> **INPUT FOR THIS TASK**
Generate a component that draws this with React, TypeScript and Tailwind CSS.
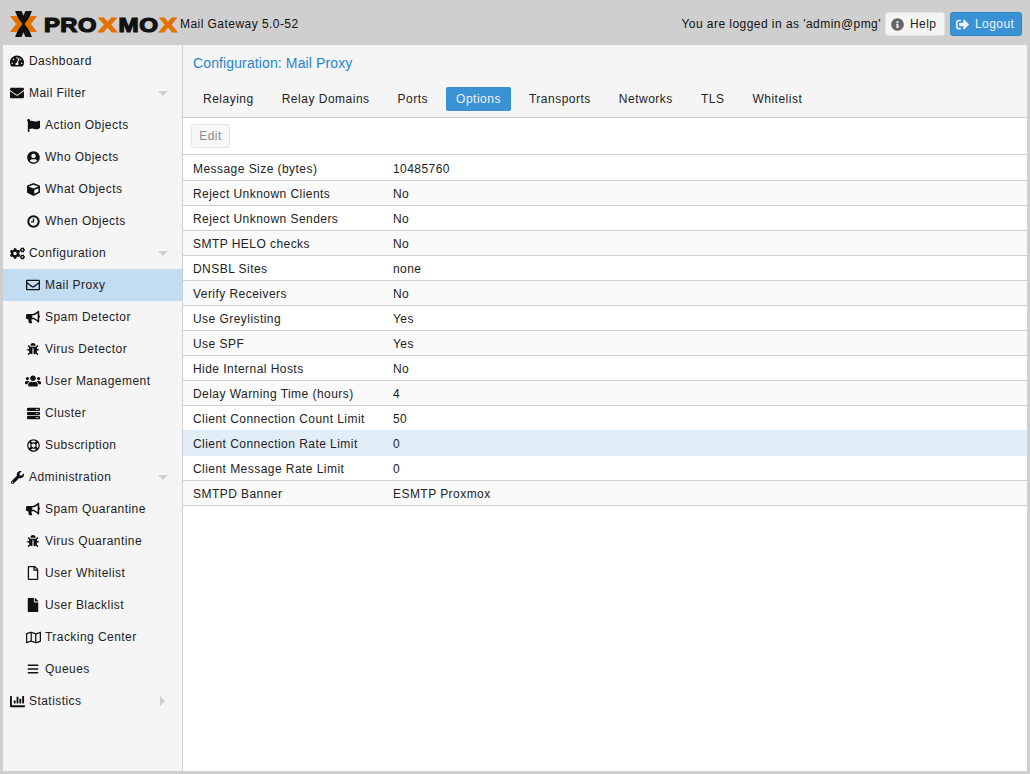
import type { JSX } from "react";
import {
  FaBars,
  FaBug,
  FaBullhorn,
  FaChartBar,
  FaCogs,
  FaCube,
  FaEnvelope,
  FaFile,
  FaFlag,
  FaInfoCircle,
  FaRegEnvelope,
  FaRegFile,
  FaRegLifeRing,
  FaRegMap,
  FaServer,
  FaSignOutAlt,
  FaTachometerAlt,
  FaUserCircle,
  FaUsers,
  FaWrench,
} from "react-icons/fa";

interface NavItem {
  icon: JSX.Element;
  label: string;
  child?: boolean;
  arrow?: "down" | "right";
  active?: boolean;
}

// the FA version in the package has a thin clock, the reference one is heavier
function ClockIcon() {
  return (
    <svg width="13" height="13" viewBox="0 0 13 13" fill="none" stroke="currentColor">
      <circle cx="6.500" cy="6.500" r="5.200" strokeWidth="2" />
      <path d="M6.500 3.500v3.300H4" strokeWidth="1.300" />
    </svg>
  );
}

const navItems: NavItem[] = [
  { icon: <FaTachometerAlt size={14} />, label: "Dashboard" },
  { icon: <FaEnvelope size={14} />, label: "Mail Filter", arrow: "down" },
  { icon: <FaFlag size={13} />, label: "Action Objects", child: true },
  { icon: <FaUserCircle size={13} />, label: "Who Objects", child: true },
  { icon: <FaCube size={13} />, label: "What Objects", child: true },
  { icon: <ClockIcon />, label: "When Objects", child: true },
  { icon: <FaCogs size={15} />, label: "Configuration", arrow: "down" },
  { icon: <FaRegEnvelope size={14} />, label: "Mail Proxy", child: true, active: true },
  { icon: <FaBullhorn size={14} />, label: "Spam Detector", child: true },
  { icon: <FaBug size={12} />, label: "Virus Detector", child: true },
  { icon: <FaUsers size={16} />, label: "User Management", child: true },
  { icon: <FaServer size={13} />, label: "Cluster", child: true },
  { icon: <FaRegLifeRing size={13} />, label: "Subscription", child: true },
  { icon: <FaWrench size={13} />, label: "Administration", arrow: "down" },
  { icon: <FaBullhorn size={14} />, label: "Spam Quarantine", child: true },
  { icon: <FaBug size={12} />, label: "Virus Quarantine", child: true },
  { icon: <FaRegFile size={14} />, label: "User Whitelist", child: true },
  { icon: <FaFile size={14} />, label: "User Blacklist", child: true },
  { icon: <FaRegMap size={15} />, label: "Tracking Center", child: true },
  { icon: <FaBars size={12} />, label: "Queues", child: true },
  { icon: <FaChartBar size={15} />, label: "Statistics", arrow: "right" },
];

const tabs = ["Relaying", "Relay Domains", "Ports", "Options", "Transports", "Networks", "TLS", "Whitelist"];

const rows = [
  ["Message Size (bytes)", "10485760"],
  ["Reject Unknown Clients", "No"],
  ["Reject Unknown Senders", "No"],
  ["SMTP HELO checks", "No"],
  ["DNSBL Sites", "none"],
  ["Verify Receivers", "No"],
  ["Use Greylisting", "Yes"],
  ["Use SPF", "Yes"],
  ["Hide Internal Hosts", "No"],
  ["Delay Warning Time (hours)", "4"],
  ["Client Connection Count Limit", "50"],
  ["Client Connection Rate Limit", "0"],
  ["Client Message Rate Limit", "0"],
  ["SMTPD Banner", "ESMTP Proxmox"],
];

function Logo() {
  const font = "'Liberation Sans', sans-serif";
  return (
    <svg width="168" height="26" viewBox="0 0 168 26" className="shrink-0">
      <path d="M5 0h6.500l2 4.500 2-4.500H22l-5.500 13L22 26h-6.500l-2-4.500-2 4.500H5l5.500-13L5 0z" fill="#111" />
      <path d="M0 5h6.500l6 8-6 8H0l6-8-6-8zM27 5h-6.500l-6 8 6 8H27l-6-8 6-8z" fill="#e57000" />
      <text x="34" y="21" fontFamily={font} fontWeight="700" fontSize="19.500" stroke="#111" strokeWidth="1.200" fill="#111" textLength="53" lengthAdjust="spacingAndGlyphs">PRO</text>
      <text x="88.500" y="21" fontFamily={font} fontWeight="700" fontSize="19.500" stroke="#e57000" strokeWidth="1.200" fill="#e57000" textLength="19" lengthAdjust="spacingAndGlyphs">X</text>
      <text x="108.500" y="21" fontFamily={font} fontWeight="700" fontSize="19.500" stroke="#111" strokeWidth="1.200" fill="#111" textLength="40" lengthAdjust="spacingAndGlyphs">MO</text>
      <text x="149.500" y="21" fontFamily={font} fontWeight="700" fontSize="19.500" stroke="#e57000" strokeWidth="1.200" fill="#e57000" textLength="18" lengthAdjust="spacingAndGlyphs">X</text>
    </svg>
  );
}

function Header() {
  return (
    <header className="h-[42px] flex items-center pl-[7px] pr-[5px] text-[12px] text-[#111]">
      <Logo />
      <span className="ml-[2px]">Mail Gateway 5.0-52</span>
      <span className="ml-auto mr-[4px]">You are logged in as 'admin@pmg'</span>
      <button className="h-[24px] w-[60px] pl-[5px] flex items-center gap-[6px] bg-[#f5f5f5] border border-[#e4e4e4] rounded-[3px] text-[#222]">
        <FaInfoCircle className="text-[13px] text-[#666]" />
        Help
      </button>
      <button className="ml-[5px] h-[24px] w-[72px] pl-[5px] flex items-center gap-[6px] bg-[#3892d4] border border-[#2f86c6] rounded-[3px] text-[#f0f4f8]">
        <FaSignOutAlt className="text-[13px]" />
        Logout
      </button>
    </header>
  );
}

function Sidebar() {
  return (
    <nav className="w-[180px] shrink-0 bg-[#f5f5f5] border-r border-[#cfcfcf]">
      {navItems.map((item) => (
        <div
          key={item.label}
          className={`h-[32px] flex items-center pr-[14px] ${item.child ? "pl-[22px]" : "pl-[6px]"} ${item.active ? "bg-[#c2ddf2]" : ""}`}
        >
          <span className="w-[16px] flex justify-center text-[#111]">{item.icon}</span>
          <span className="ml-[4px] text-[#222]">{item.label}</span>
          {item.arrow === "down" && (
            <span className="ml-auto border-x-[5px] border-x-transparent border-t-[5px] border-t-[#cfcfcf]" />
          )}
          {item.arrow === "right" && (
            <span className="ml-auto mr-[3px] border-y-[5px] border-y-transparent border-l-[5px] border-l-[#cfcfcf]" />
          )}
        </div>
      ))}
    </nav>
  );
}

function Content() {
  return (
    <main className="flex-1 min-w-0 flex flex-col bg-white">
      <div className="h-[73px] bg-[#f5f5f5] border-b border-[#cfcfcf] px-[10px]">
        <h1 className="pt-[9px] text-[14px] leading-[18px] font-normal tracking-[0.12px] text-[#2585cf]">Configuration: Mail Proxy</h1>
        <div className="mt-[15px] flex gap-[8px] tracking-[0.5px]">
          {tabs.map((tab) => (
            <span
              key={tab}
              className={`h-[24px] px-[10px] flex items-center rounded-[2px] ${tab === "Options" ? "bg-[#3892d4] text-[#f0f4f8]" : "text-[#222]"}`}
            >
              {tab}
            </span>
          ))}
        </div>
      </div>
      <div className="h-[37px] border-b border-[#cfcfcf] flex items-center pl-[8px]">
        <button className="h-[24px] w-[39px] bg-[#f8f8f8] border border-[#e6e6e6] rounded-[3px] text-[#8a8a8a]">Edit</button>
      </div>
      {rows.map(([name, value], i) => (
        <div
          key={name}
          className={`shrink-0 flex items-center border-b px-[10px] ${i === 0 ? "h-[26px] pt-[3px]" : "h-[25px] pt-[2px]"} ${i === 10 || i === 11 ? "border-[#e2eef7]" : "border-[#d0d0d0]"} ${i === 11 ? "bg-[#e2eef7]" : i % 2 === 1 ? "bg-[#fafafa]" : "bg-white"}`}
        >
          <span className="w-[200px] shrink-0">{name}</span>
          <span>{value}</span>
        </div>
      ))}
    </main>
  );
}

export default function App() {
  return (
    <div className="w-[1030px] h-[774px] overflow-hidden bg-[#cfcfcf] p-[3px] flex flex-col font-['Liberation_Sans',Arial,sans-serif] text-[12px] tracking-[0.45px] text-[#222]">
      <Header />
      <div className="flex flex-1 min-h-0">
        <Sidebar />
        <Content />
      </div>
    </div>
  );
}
* * *
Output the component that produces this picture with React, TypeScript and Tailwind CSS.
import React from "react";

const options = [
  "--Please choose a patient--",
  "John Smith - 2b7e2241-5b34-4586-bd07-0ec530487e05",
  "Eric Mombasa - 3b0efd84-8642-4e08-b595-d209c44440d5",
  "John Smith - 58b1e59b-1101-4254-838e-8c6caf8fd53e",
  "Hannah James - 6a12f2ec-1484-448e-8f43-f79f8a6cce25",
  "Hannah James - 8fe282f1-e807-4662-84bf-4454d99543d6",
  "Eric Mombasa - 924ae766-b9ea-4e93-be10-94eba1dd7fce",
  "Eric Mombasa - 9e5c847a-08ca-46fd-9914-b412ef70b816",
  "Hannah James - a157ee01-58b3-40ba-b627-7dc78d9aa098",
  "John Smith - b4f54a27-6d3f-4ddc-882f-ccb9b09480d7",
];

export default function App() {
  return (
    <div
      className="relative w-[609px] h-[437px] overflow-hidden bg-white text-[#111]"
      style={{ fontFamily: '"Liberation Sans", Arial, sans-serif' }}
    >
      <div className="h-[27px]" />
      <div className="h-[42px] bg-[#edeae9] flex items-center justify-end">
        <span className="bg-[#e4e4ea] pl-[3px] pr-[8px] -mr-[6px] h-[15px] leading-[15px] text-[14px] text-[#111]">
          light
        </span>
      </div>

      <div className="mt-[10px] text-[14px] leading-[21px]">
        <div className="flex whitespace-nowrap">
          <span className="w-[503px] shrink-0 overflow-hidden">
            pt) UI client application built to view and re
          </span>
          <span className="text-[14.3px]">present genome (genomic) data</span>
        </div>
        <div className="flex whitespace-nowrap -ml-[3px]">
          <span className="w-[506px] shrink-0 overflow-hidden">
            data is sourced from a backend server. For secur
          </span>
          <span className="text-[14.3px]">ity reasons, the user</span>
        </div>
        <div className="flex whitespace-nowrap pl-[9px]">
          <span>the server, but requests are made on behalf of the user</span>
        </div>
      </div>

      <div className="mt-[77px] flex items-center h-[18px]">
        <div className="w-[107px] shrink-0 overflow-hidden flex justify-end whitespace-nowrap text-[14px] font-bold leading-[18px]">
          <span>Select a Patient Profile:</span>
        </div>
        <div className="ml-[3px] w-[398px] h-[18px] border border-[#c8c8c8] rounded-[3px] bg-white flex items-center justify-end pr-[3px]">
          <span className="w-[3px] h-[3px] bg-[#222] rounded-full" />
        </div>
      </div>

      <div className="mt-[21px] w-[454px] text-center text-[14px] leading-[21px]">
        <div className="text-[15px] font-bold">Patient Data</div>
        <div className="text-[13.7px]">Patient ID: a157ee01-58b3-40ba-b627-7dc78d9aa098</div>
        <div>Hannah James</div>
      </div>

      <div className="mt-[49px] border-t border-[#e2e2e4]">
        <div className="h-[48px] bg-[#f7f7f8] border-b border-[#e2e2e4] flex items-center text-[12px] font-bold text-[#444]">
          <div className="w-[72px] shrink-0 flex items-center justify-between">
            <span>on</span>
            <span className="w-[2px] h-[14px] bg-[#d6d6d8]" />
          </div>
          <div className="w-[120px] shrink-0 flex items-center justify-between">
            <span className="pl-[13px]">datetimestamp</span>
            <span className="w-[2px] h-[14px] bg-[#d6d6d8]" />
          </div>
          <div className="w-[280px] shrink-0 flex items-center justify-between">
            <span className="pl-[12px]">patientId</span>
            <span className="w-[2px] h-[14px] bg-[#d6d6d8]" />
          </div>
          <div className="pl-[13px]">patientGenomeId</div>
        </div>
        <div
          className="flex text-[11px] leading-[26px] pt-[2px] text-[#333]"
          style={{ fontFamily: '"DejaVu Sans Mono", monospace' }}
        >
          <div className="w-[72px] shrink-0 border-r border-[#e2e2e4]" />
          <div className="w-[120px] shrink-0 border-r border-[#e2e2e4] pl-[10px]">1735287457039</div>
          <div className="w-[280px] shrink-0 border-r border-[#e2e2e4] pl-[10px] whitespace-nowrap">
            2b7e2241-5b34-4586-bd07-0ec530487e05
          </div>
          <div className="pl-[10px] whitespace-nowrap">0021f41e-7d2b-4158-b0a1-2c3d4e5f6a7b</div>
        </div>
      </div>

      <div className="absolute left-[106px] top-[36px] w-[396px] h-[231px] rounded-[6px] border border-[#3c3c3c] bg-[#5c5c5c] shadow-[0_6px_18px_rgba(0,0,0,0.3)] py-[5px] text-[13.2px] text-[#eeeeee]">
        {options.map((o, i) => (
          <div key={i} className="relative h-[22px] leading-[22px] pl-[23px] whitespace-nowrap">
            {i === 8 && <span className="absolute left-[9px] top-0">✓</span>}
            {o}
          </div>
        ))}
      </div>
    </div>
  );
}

> **DIRECTIVE**
Give again, word for word, only the lines running from the line with "Output the component" through the line with "import React from"; include both of those lines.

> **OUTPUT OF THE TASK**
Output the component that produces this picture with React, TypeScript and Tailwind CSS.
import React from "react";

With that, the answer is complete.